Having the pro-life vigil to mark the beginning of Advent made sense, said Chauvet, because Mary, as an unwed mother, probably went through many of the same uncertainties that unmarried pregnant women go through today.
The vigil made the mystery of the Gospel all the more interesting, she said. For her, the intentions highlighted the vigil, especially praying for repentance for those who have harmed the unborn and forgiving them.
“In our archdiocese, I’d like to see more involvement with the 40 Days for Life. This might get things going in that direction,” said Chauvet.
The next four weeks of Advent, prior to the celebration of Christmas, are a time of expectation and anticipation.

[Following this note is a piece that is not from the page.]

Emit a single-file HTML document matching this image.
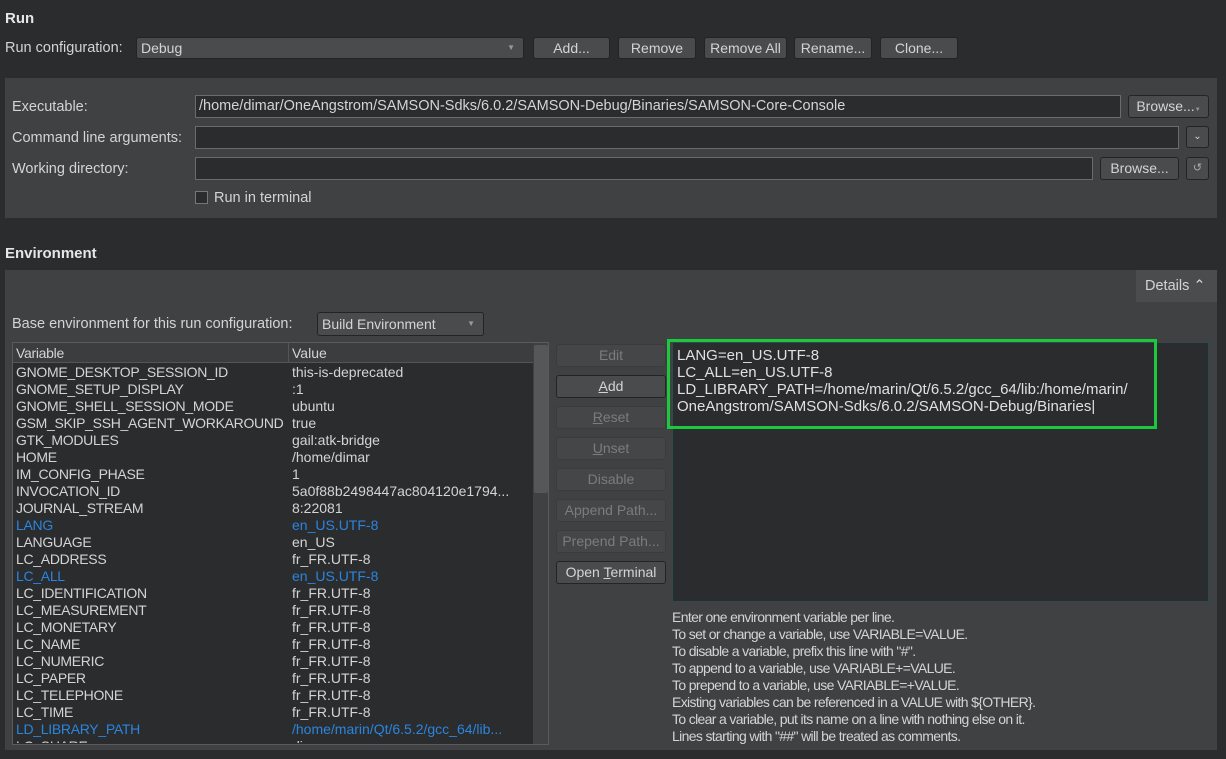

Rebecca Stark, who attended the “beautiful and peaceful vigil,” said icons of Our Lady of Guadalupe and Our Lady of Hope at the basilica served as reminders of the anticipation of Jesus’ birth. Preparing for Jesus connects aptly with praying for life, she said.
“We all know the sacredness of life. As Catholics, we are to stand as a witness, stand as a sign of hope. It was a beautiful way to be together as Catholics,” said Stark.
The pope calling people together to pray carries an important message. The gathering testified to the truth that prayer is needed above all else in the cause of life.
Smith said that when we pray for life at its most vulnerable stage before birth, we can expect God to hear and answer.
“From this expectation there arises a real anticipation that God will act to change hearts and behaviours,” the archbishop said.
Human effort and witness are necessary but insufficient. Abortions continue happening, even when science reveals that from the moment of fertilization there is human life.
“For real change to occur, what is needed is a transformation of the human heart. God alone can bring this about, and so we turn to him in fervent prayer,” said Smith.